Landscapes from Floyd County, Southwest Virginia by Fred First
I rushed frantically to reach the high clearing for a shot of the late afternoon light through a blue fog that lift out of the valley. That, I thought, was my reason to be there.

With great purpose and focus, I rushed from my car at a favorite Parkway overlook, and while stumbling through the windswept forest with tripod and camera bag headed toward the open pasture views of a fog-pale distant landscape, I was struck by the beauty of the autumn woods that I was hurrying through.

But it struck me: if it was the magic of light I was after, why, here it was, just at my feet.
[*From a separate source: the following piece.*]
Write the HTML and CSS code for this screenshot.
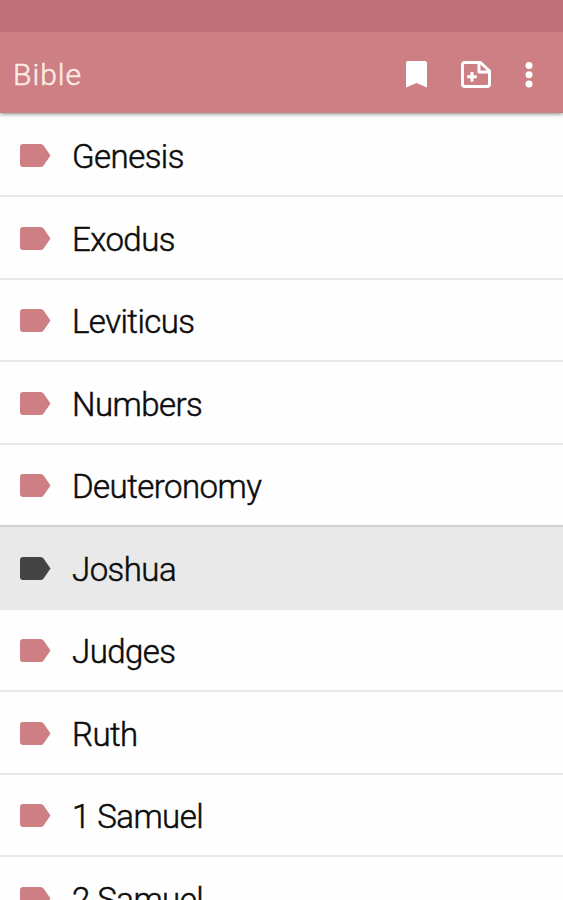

I stopped and spent a precious few minutes there before rushing to the last of the light at the clearing. And in the end, it was these shots of windblown ferns in their last grand display of fall that pleased me most from that afternoon excursion.

Here again at the end of their season of life as at their beginnings, these hayscented ferns have taken on a pleasing translucence. Tattered by the wind, cinnamon and pale green against the dark shadows of gnarled, windpruned treetrunks, there was a kind of magic in the light.

And once home, yes, I've added to the fantasy story-book magic by applying my brushes--Photoshop--because this reminds me of the art in the nature we would otherwise rush past. This is the way I remember the moment; this is what I want others to feel when they share it with me.

But the true art comes, as it has for centuries, from those who use real pens, pencils and brushes and palettes to create solely by their imaginations those "effects" I can only bring about by clicking the right buttons. Those artists saw the same magic, and made it real by the power of their eye, heart and hand.

So I consider it the sincerest form of flattery that I imitate artists, as artists draw their vision from landscapes that wait for us to notice.